現在の「宇田英才教室」。物理学正典が物理学の解説に主眼を置いているのに対し、こちらは宇田氏のプロフィールや自論が展開されており、プライベート的な色合いが強い。現在もまれに日記が更新されている


――最初は「秘密教材」にするつもりだったんですよね。それを一般公開したのは、どんな変化があったんですか?

宇田 なるべく早めに公開したいという思いが強かったからだと思います。取り越し苦労なんだろうとは思うのですが、ノートの情報が何らかのカタチで漏れて、誰かに無断で公開されたら、非常に悔しい思いをするだろうと考えたんですね。物理学正典の内容は学術論文としての価値はないのですが、著作権くらいはあるだろうと思っていまして。

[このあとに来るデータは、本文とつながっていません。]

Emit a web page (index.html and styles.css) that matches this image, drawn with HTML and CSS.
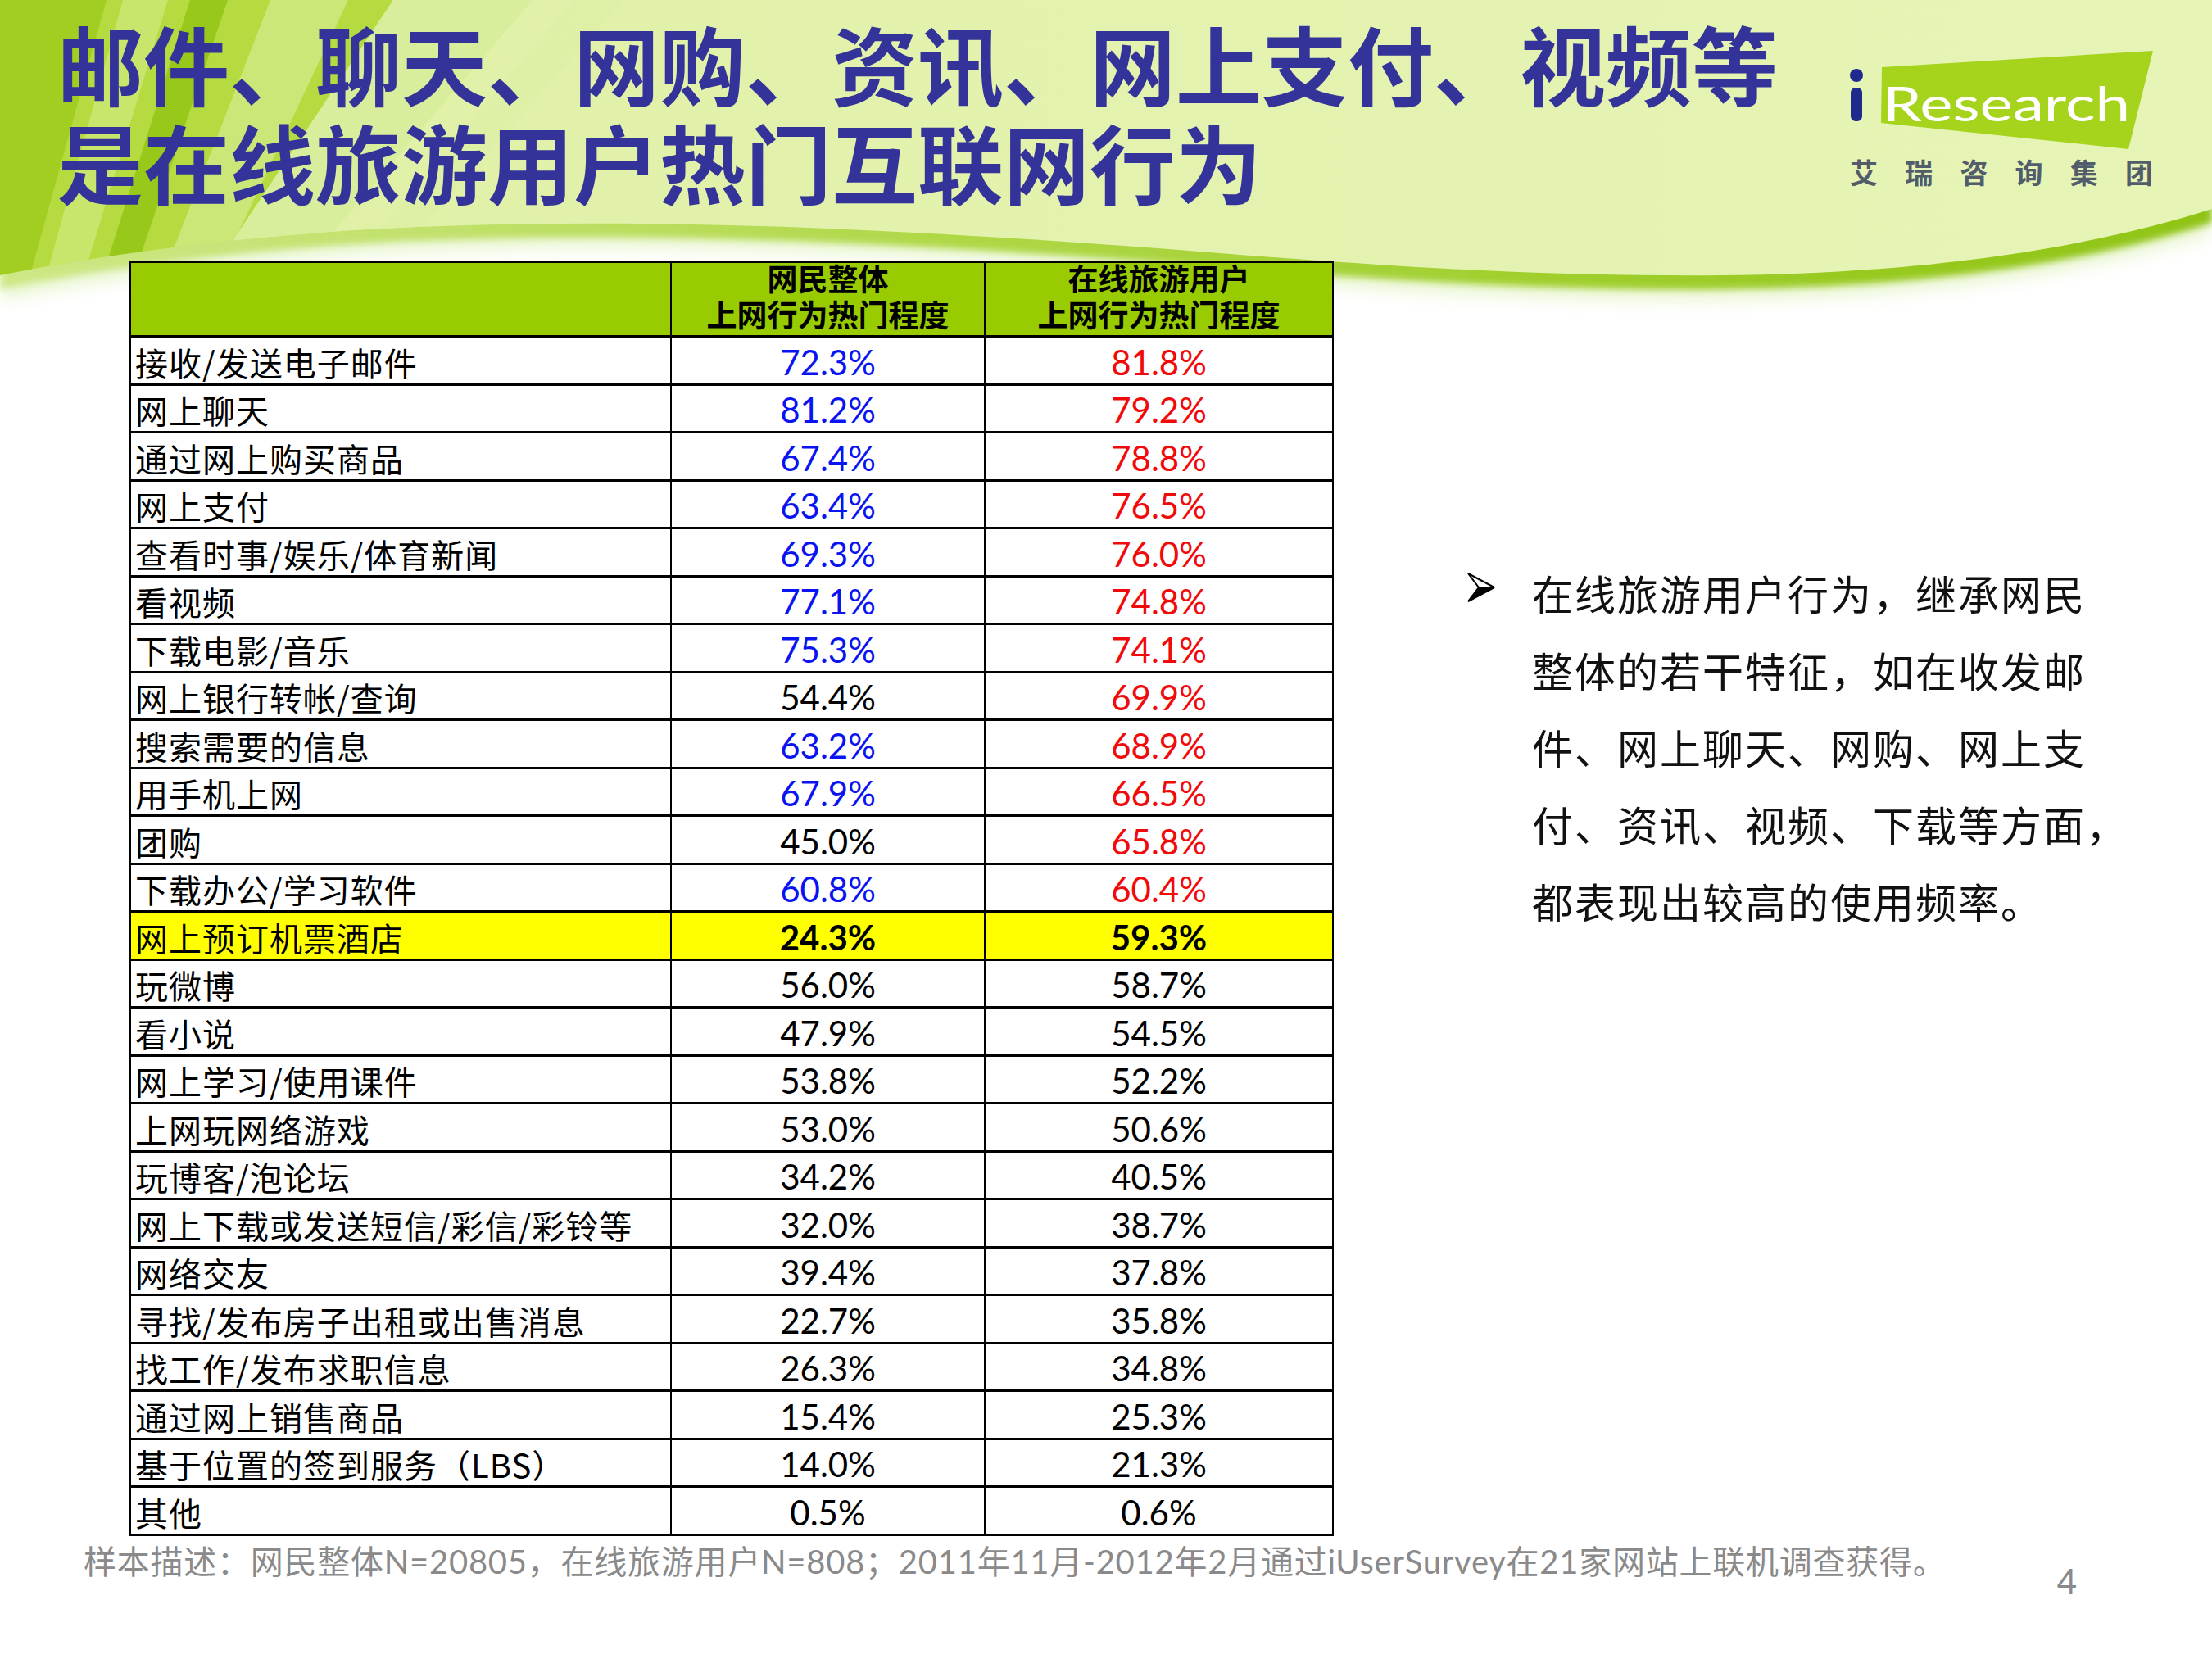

 ただ、実は最初は有料での公開を考えていました。宇田英才教室での利用を断念したあと、ノートの閲覧権をYahoo! オークションに出品したんですよ。最初は落札額を数千円か数万円に設定していたんですが、買い手がつかなかったので、最終的には数百円にしました。でも、買い手はつきませんでしたね。そうして有料で公開する手を諦めて、「ならば無料で」という流れで物理学正典をスタートさせたわけです。


――手書きノートのままで公開するというのも、無断盗用の危険を避けるためですか?

宇田 いえ、それは手書きノートを公開したあとで、「そういう特性もあるな」と思った程度です。手書きを選んだ理由は、ワープロソフトでは数式が思い通りに書けないからですね。分数を表記することを想像してもらえばわかりやすいと思います。まあ、単に私が「LaTeX」(数式専用ワープロのひとつ)の使い方をマスターしていないってことなんですけどね。

 加えて、手書きの方がいい面もあると思うんですよ。たとえば、LaTexで一般的なフォントを使って小文字のエル「l」を入力すると、数字の「1」や大文字のアイ「I」と区別しにくいんですよね。私は文字の判別が容易であることを重視するので、やっぱり手書きがいいなとなります。


――手間じゃないですか?

宇田 ああ、それはね、大変手間です(笑)。色々と構成を考える時間も含めて、半日で1ページというペースなんですよ。単に定規を引いたり文字を書くのはそれほどではないんですが、たとえば、1ページの後半でたくさん間違ってしまったら、筆圧で型がついて消しにくくなっているのに、そこを消しゴムで消すしかありませんよね。

 また、公式を紹介する順序をかなり前のページで間違えてしまった場合、関係する全部のページを書き直さなくてはいけない場合も出てくる。パソコンだったら簡単に修正できるんですけどね。